Set task:
From the first line of the listing below to the line with "const keyword = ref('')", print each line exactly, and nothing more. Leave out the pictures.

begin Data shown

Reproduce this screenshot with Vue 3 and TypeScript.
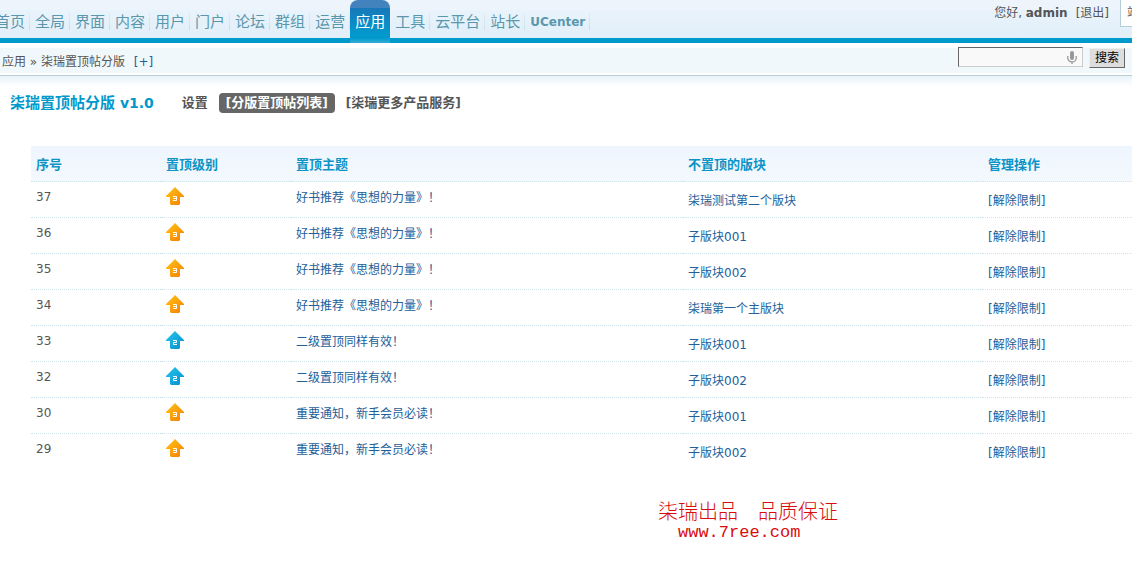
<script setup lang="ts">
import { ref } from 'vue'

interface PinnedRow {
  id: number
  level: 2 | 3
  subject: string
  forum: string
}

const menu: string[] = ['首页', '全局', '界面', '内容', '用户', '门户', '论坛', '群组', '运营', '应用', '工具', '云平台', '站长', 'UCenter']
const activeMenu = ref('应用')
const keyword = ref('')

const rows = ref<PinnedRow[]>([
  { id: 37, level: 3, subject: '好书推荐《思想的力量》\uFF01', forum: '柒瑞测试第二个版块' },
  { id: 36, level: 3, subject: '好书推荐《思想的力量》\uFF01', forum: '子版块001' },
  { id: 35, level: 3, subject: '好书推荐《思想的力量》\uFF01', forum: '子版块002' },
  { id: 34, level: 3, subject: '好书推荐《思想的力量》\uFF01', forum: '柒瑞第一个主版块' },
  { id: 33, level: 2, subject: '二级置顶同样有效\uFF01', forum: '子版块001' },
  { id: 32, level: 2, subject: '二级置顶同样有效\uFF01', forum: '子版块002' },
  { id: 30, level: 3, subject: '重要通知\uFF0C新手会员必读\uFF01', forum: '子版块001' },
  { id: 29, level: 3, subject: '重要通知\uFF0C新手会员必读\uFF01', forum: '子版块002' },
])
</script>

<template>
  <div class="page">
    <header class="header">
      <nav class="menu">
        <a
          v-for="item in menu"
          :key="item"
          href="#"
          class="menu-item"
          :class="{ active: item === activeMenu, latin: item === 'UCenter' }"
          @click.prevent="activeMenu = item"
        >{{ item }}</a>
      </nav>
      <div class="user">
        <p class="greeting">您好, <strong>admin</strong></p>
        <a href="#" class="logout">[退出]</a>
        <a href="#" class="site-home">站点首页</a>
      </div>
    </header>

    <div class="subbar">
      <p class="crumbs">应用 » 柒瑞置顶帖分版 <a href="#" class="plus">[+]</a></p>
      <form class="search" @submit.prevent>
        <div class="field">
          <input v-model="keyword" type="text" aria-label="搜索关键词" />
          <svg class="mic" width="10" height="14" viewBox="0 0 10 14" aria-hidden="true">
            <rect x="3" y="0" width="4" height="9" rx="2" fill="#999" />
            <path d="M.8 5v2a4.2 4 0 0 0 8.4 0V5M5 11v2" fill="none" stroke="#999" stroke-width="1.3" />
          </svg>
        </div>
        <button type="submit">搜索</button>
      </form>
    </div>

    <main>
      <div class="heading">
        <h1>柒瑞置顶帖分版<span> v1.0</span></h1>
        <a href="#" class="tab plain">设置</a>
        <a href="#" class="tab current"><i>[</i>分版置顶帖列表<i>]</i></a>
        <a href="#" class="tab"><i>[</i>柒瑞更多产品服务<i>]</i></a>
      </div>

      <table>
        <colgroup>
          <col class="c-id" />
          <col class="c-level" />
          <col class="c-subject" />
          <col class="c-forum" />
          <col />
        </colgroup>
        <thead>
          <tr>
            <th>序号</th>
            <th>置顶级别</th>
            <th>置顶主题</th>
            <th>不置顶的版块</th>
            <th>管理操作</th>
          </tr>
        </thead>
        <tbody>
          <tr v-for="row in rows" :key="row.id">
            <td class="num">{{ row.id }}</td>
            <td class="level">
              <svg width="18" height="18" viewBox="0 0 18 18" role="img" :aria-label="`置顶 ${row.level}`">
                <defs>
                  <linearGradient :id="`arrow-${row.id}`" x1="0" y1="0" x2="1" y2="1">
                    <stop offset="0" :stop-color="row.level === 3 ? '#ffc814' : '#25c8ee'" />
                    <stop offset="1" :stop-color="row.level === 3 ? '#f57c00' : '#078dcc'" />
                  </linearGradient>
                </defs>
                <path d="M9 0 18 9v1h-4v7l-1 1H5l-1-1v-7H0V9z" :fill="`url(#arrow-${row.id})`" />
                <path
                  :d="row.level === 3 ? 'M7 9.5h3.5v4H7M7 11.5h3.5' : 'M7 9.5h3.5v2h-3v2H11'"
                  fill="none"
                  stroke="#fff"
                  stroke-width="1"
                />
              </svg>
            </td>
            <td class="subject"><a href="#">{{ row.subject }}</a></td>
            <td class="low"><a href="#">{{ row.forum }}</a></td>
            <td class="low"><a href="#">[解除限制]</a></td>
          </tr>
        </tbody>
      </table>

      <footer>
        <p>柒瑞出品&#x3000;品质保证</p>
        <a href="#">www.7ree.com</a>
      </footer>
    </main>
  </div>
</template>

<style>
body {
  margin: 0;
  background: #fff;
}
</style>

<style scoped>
.page {
  overflow: hidden;
  font: 12px/18px "DejaVu Sans", "Noto Sans CJK SC", sans-serif;
  color: #555;
}

a {
  color: #236099;
  text-decoration: none;
}

p,
h1 {
  margin: 0;
}

.header {
  display: flex;
  justify-content: space-between;
  height: 38px;
  border-bottom: 5px solid #0099cc;
  background: linear-gradient(#edf4fb 10px, #e9f3fb 10px, #e1eff9);
}

.menu {
  display: flex;
  flex: none;
  margin-left: -10px;
}

.menu-item {
  box-sizing: border-box;
  height: 38px;
  padding: 10px 5px 0;
  font-size: 15px;
  line-height: 24px;
  color: #5a97ad;
  white-space: nowrap;
  background: linear-gradient(#e3eef4, #c9dfe9) right 12px / 1px 18px no-repeat;
}

.menu-item.latin {
  font-size: 12px;
  font-weight: bold;
}

.menu-item.active {
  height: 43px;
  border-radius: 8px 8px 0 0;
  color: #fff;
  background: linear-gradient(#4383bd 8px, #1878b9 8px, #0497cb 32px, #0099cc 38px, #35add5);
}

.user {
  display: flex;
  line-height: 26px;
  white-space: nowrap;
}

.logout {
  margin: 0 11px 0 8px;
  color: #555;
}

.site-home {
  box-sizing: border-box;
  width: 12px;
  height: 27px;
  padding-left: 6px;
  overflow: hidden;
  border: solid #b5cfd9;
  border-width: 0 0 1px 1px;
  background: #fff;
  color: #555;
}

.subbar {
  display: flex;
  justify-content: space-between;
  height: 32px;
  border-bottom: 1px solid #b9cdd3;
  background: linear-gradient(#fff 5px, #f1f8fc 5px, #f1f8fc 30px, #fff 30px);
}

.crumbs {
  padding: 10px 0 0 2px;
}

.plus {
  margin-left: 5px;
}

.search {
  display: flex;
  gap: 6px;
  padding: 4px 7px 0 0;
}

.field {
  position: relative;
}

.field input {
  box-sizing: border-box;
  display: block;
  width: 125px;
  height: 20px;
  padding: 0 20px 0 4px;
  border: 1px solid;
  border-color: #666 #ccc #ccc #666;
  background: #f9f9f9;
  font: inherit;
}

.mic {
  position: absolute;
  top: 4px;
  right: 6px;
}

.search button {
  width: 36px;
  height: 20px;
  margin-top: 1px;
  padding: 0;
  border: 1px solid;
  border-color: #eee #666 #666 #eee;
  background: #ddd;
  color: #000;
  font: inherit;
}

main {
  background: linear-gradient(#e6f2fa, #fff) top / 100% 10px no-repeat;
}

.heading {
  display: flex;
  align-items: center;
  height: 20px;
  padding: 17px 0 33px 10px;
}

h1 {
  margin-right: 28px;
  font-size: 15px;
  line-height: 20px;
  color: #0099cc;
}

h1 span {
  font-size: 14px;
}

.tab {
  margin-right: 11px;
  font-size: 13px;
  font-weight: bold;
  line-height: 20px;
  color: #555;
}

.tab.current {
  padding: 0 7px;
  border-radius: 4px;
  background: #666;
  color: #fff;
}

.tab i {
  font-size: 12px;
  font-style: normal;
}

table {
  width: calc(100% - 31px);
  margin-left: 31px;
  border-collapse: separate;
  border-spacing: 0;
  table-layout: fixed;
}

.c-id,
.c-level {
  width: 130px;
}

.c-subject {
  width: 392px;
}

.c-forum {
  width: 300px;
}

th,
td {
  box-sizing: border-box;
  height: 36px;
  padding: 0 5px;
  border-bottom: 1px dotted #cfe3ec;
  text-align: left;
  vertical-align: top;
}

th {
  padding-top: 2px;
  background: linear-gradient(#eef5fe, #f3f9fd);
  font-size: 13px;
  color: #0d93c5;
  vertical-align: middle;
}

td {
  padding-top: 6px;
}

tbody tr:last-child td {
  border-bottom: 0;
}

td.level {
  padding-top: 5px;
}

.level svg {
  display: block;
}

td.subject {
  padding-top: 7px;
}

td.low {
  padding-top: 10px;
}

footer {
  padding: 30px 0 0 658px;
  font-size: 20px;
  line-height: 22px;
  color: #d90c0c;
}

footer p {
  font-family: "Noto Sans CJK SC", sans-serif;
  font-weight: 300;
}

footer a {
  display: block;
  padding-left: 20px;
  color: inherit;
  font-family: "Liberation Mono", monospace;
  font-size: 17px;
}
</style>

end Data shown

Answer to the task:
Reproduce this screenshot with Vue 3 and TypeScript.
<script setup lang="ts">
import { ref } from 'vue'

interface PinnedRow {
  id: number
  level: 2 | 3
  subject: string
  forum: string
}

const menu: string[] = ['首页', '全局', '界面', '内容', '用户', '门户', '论坛', '群组', '运营', '应用', '工具', '云平台', '站长', 'UCenter']
const activeMenu = ref('应用')
const keyword = ref('')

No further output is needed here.